**WHAT TO WORK ON:**
Transcribe all of the material exactly, except for its pictures.

==== DATASET SECTION ====

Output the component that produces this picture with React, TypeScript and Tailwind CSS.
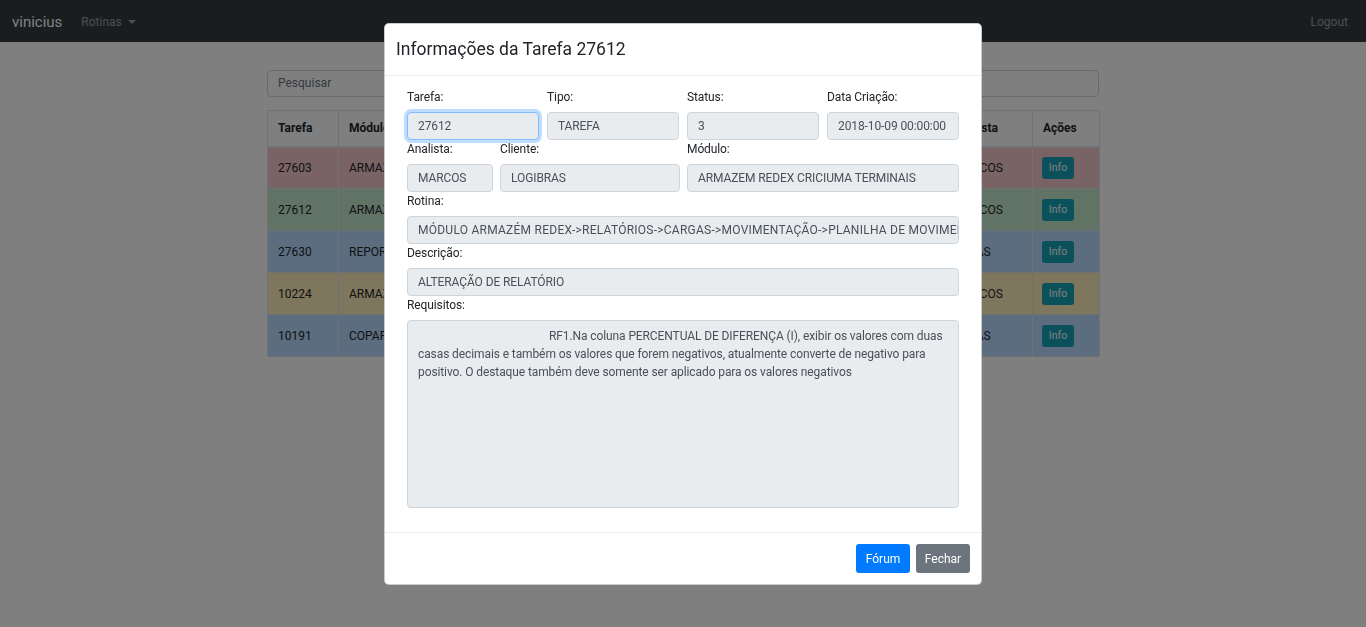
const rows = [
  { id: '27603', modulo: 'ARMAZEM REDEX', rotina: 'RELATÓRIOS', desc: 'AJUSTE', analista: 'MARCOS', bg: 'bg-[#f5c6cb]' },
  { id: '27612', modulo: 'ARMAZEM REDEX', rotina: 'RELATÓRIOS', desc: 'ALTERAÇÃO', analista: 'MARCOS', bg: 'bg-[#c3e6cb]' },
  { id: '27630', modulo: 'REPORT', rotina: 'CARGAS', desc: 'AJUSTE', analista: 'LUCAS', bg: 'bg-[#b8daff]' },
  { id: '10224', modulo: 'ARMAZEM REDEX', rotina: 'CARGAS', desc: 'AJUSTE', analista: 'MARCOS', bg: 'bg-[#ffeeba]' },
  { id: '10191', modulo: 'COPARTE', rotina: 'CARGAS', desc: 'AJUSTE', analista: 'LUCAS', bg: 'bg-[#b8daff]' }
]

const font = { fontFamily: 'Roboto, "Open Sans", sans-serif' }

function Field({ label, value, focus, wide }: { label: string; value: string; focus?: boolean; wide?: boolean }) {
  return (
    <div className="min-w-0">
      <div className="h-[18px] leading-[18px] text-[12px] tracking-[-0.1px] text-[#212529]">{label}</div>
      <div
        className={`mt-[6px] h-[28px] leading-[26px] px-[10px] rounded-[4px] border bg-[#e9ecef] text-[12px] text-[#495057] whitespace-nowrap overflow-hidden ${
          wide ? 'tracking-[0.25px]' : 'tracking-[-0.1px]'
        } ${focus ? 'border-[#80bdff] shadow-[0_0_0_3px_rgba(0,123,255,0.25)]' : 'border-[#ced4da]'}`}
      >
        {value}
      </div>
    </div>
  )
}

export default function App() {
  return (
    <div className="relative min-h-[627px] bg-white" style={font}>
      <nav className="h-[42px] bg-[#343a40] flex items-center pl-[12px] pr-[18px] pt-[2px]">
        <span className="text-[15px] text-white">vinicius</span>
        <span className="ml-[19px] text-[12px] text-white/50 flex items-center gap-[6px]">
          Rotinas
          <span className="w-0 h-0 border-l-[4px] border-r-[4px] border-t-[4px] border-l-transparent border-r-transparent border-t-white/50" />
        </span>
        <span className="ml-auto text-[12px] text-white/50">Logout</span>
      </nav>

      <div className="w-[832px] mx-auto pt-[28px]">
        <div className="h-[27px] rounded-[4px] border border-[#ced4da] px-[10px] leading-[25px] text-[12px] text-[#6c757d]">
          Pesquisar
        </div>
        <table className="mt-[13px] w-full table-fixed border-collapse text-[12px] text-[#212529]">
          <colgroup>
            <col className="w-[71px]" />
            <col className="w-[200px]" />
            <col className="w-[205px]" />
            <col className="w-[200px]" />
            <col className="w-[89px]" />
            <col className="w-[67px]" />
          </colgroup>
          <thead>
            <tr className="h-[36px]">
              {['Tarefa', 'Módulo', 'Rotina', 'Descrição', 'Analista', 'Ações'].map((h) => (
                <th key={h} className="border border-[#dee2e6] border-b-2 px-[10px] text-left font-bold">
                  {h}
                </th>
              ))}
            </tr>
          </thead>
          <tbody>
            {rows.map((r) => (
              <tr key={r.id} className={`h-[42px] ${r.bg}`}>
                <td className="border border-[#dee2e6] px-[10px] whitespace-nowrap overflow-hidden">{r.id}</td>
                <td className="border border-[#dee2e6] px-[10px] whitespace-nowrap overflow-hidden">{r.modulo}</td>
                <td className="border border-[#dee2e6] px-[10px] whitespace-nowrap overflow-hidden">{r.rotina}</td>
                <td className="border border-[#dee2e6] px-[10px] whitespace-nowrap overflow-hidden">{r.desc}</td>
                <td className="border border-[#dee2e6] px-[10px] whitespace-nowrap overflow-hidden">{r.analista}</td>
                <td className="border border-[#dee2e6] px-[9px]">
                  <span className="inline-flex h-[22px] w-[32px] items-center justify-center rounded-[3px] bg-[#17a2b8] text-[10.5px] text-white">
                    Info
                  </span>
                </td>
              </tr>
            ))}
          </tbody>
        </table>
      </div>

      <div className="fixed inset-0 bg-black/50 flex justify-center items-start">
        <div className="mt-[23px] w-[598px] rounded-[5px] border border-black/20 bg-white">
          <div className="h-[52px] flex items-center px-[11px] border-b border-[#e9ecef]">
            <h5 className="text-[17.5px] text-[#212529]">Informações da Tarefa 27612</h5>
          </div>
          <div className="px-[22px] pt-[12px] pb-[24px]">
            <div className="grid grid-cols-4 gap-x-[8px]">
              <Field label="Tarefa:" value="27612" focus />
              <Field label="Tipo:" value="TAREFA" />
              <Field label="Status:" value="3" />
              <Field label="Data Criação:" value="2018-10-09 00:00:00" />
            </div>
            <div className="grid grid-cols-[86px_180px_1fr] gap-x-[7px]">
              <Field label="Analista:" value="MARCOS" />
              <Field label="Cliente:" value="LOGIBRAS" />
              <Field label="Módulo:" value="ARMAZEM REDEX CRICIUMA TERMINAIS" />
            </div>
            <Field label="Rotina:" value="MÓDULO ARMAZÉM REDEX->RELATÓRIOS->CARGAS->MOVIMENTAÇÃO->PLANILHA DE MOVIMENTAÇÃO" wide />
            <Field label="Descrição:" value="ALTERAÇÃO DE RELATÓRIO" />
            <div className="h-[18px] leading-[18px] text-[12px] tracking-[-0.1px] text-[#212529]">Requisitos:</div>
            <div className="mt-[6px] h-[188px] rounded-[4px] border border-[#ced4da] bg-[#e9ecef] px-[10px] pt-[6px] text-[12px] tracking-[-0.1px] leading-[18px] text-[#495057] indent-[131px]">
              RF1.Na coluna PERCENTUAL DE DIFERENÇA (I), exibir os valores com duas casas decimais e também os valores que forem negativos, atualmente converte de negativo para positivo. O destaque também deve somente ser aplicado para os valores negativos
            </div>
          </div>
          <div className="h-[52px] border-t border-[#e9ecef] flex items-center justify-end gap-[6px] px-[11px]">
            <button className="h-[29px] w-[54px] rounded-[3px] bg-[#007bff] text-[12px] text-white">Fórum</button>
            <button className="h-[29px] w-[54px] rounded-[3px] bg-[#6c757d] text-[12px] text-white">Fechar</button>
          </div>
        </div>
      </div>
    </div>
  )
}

====

**FULL RESPONSE:**
Output the component that produces this picture with React, TypeScript and Tailwind CSS.
const rows = [
  { id: '27603', modulo: 'ARMAZEM REDEX', rotina: 'RELATÓRIOS', desc: 'AJUSTE', analista: 'MARCOS', bg: 'bg-[#f5c6cb]' },
  { id: '27612', modulo: 'ARMAZEM REDEX', rotina: 'RELATÓRIOS', desc: 'ALTERAÇÃO', analista: 'MARCOS', bg: 'bg-[#c3e6cb]' },
  { id: '27630', modulo: 'REPORT', rotina: 'CARGAS', desc: 'AJUSTE', analista: 'LUCAS', bg: 'bg-[#b8daff]' },
  { id: '10224', modulo: 'ARMAZEM REDEX', rotina: 'CARGAS', desc: 'AJUSTE', analista: 'MARCOS', bg: 'bg-[#ffeeba]' },
  { id: '10191', modulo: 'COPARTE', rotina: 'CARGAS', desc: 'AJUSTE', analista: 'LUCAS', bg: 'bg-[#b8daff]' }
]

const font = { fontFamily: 'Roboto, "Open Sans", sans-serif' }

function Field({ label, value, focus, wide }: { label: string; value: string; focus?: boolean; wide?: boolean }) {
  return (
    <div className="min-w-0">
      <div className="h-[18px] leading-[18px] text-[12px] tracking-[-0.1px] text-[#212529]">{label}</div>
      <div
        className={`mt-[6px] h-[28px] leading-[26px] px-[10px] rounded-[4px] border bg-[#e9ecef] text-[12px] text-[#495057] whitespace-nowrap overflow-hidden ${
          wide ? 'tracking-[0.25px]' : 'tracking-[-0.1px]'
        } ${focus ? 'border-[#80bdff] shadow-[0_0_0_3px_rgba(0,123,255,0.25)]' : 'border-[#ced4da]'}`}
      >
        {value}
      </div>
    </div>
  )
}

export default function App() {
  return (
    <div className="relative min-h-[627px] bg-white" style={font}>
      <nav className="h-[42px] bg-[#343a40] flex items-center pl-[12px] pr-[18px] pt-[2px]">
        <span className="text-[15px] text-white">vinicius</span>
        <span className="ml-[19px] text-[12px] text-white/50 flex items-center gap-[6px]">
          Rotinas
          <span className="w-0 h-0 border-l-[4px] border-r-[4px] border-t-[4px] border-l-transparent border-r-transparent border-t-white/50" />
        </span>
        <span className="ml-auto text-[12px] text-white/50">Logout</span>
      </nav>

      <div className="w-[832px] mx-auto pt-[28px]">
        <div className="h-[27px] rounded-[4px] border border-[#ced4da] px-[10px] leading-[25px] text-[12px] text-[#6c757d]">
          Pesquisar
        </div>
        <table className="mt-[13px] w-full table-fixed border-collapse text-[12px] text-[#212529]">
          <colgroup>
            <col className="w-[71px]" />
            <col className="w-[200px]" />
            <col className="w-[205px]" />
            <col className="w-[200px]" />
            <col className="w-[89px]" />
            <col className="w-[67px]" />
          </colgroup>
          <thead>
            <tr className="h-[36px]">
              {['Tarefa', 'Módulo', 'Rotina', 'Descrição', 'Analista', 'Ações'].map((h) => (
                <th key={h} className="border border-[#dee2e6] border-b-2 px-[10px] text-left font-bold">
                  {h}
                </th>
              ))}
            </tr>
          </thead>
          <tbody>
            {rows.map((r) => (
              <tr key={r.id} className={`h-[42px] ${r.bg}`}>
                <td className="border border-[#dee2e6] px-[10px] whitespace-nowrap overflow-hidden">{r.id}</td>
                <td className="border border-[#dee2e6] px-[10px] whitespace-nowrap overflow-hidden">{r.modulo}</td>
                <td className="border border-[#dee2e6] px-[10px] whitespace-nowrap overflow-hidden">{r.rotina}</td>
                <td className="border border-[#dee2e6] px-[10px] whitespace-nowrap overflow-hidden">{r.desc}</td>
                <td className="border border-[#dee2e6] px-[10px] whitespace-nowrap overflow-hidden">{r.analista}</td>
                <td className="border border-[#dee2e6] px-[9px]">
                  <span className="inline-flex h-[22px] w-[32px] items-center justify-center rounded-[3px] bg-[#17a2b8] text-[10.5px] text-white">
                    Info
                  </span>
                </td>
              </tr>
            ))}
          </tbody>
        </table>
      </div>

      <div className="fixed inset-0 bg-black/50 flex justify-center items-start">
        <div className="mt-[23px] w-[598px] rounded-[5px] border border-black/20 bg-white">
          <div className="h-[52px] flex items-center px-[11px] border-b border-[#e9ecef]">
            <h5 className="text-[17.5px] text-[#212529]">Informações da Tarefa 27612</h5>
          </div>
          <div className="px-[22px] pt-[12px] pb-[24px]">
            <div className="grid grid-cols-4 gap-x-[8px]">
              <Field label="Tarefa:" value="27612" focus />
              <Field label="Tipo:" value="TAREFA" />
              <Field label="Status:" value="3" />
              <Field label="Data Criação:" value="2018-10-09 00:00:00" />
            </div>
            <div className="grid grid-cols-[86px_180px_1fr] gap-x-[7px]">
              <Field label="Analista:" value="MARCOS" />
              <Field label="Cliente:" value="LOGIBRAS" />
              <Field label="Módulo:" value="ARMAZEM REDEX CRICIUMA TERMINAIS" />
            </div>
            <Field label="Rotina:" value="MÓDULO ARMAZÉM REDEX->RELATÓRIOS->CARGAS->MOVIMENTAÇÃO->PLANILHA DE MOVIMENTAÇÃO" wide />
            <Field label="Descrição:" value="ALTERAÇÃO DE RELATÓRIO" />
            <div className="h-[18px] leading-[18px] text-[12px] tracking-[-0.1px] text-[#212529]">Requisitos:</div>
            <div className="mt-[6px] h-[188px] rounded-[4px] border border-[#ced4da] bg-[#e9ecef] px-[10px] pt-[6px] text-[12px] tracking-[-0.1px] leading-[18px] text-[#495057] indent-[131px]">
              RF1.Na coluna PERCENTUAL DE DIFERENÇA (I), exibir os valores com duas casas decimais e também os valores que forem negativos, atualmente converte de negativo para positivo. O destaque também deve somente ser aplicado para os valores negativos
            </div>
          </div>
          <div className="h-[52px] border-t border-[#e9ecef] flex items-center justify-end gap-[6px] px-[11px]">
            <button className="h-[29px] w-[54px] rounded-[3px] bg-[#007bff] text-[12px] text-white">Fórum</button>
            <button className="h-[29px] w-[54px] rounded-[3px] bg-[#6c757d] text-[12px] text-white">Fechar</button>
          </div>
        </div>
      </div>
    </div>
  )
}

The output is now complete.